Chris: I see where you are coming from by calling it a retelling, and greatly appreciate that both of us recognize how some of our analysis stretches the limits of imagination. It is just like me calling it a slasher or you calling it a monster movie: Creature has all the elements of so many different genres, yet fails (epically) to showcase one in any form of deserved recognition. Sorry to play devil’s advocate, but I was confused there for a moment. You have solved my confusion and brought me to the ultimate realization: Creature is an urban legend, monster, slasher, religious, backwoods, satirical retelling, with all and none of the above elements. What do you say, bro? Shit?

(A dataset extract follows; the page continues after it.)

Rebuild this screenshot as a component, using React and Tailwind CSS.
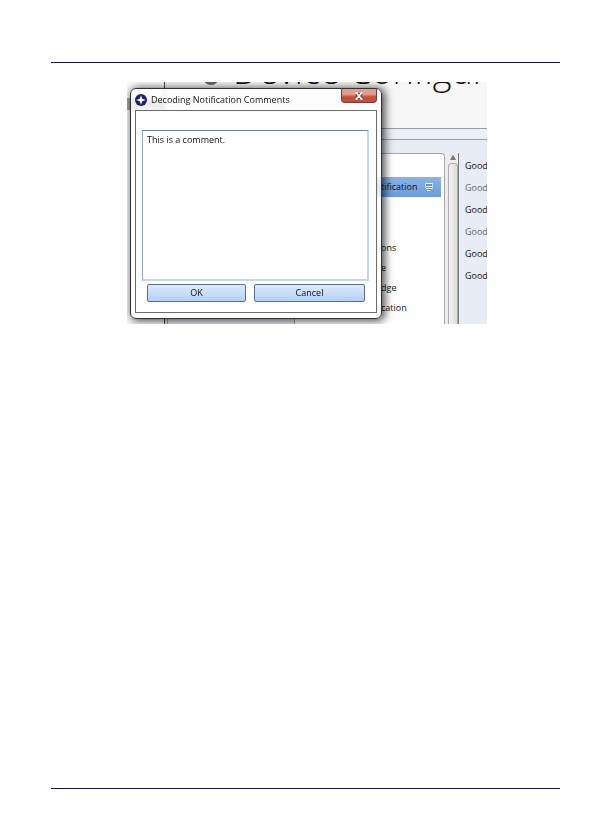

Phil: Absolute, spectacular shit. I’m going with a 1 – generous, I know – but as you point out, the film is such a surreal example of aiming high and failing on every level that it makes a decent cautionary tale. Besides, we just wrote 3,100 words on it – our readers should at least scope those opening boobs, right?
Chris: I absolutely agree. They are almost, ALMOST as good as the famous poolside sequence from Fast Times at Ridgemont High. I agree with a 1. The film is watchable, but please be under the influence if you decide to see it. And do not watch it alone… You need a good friend to laugh with and help Mystery Science Theater 3000 that shit!”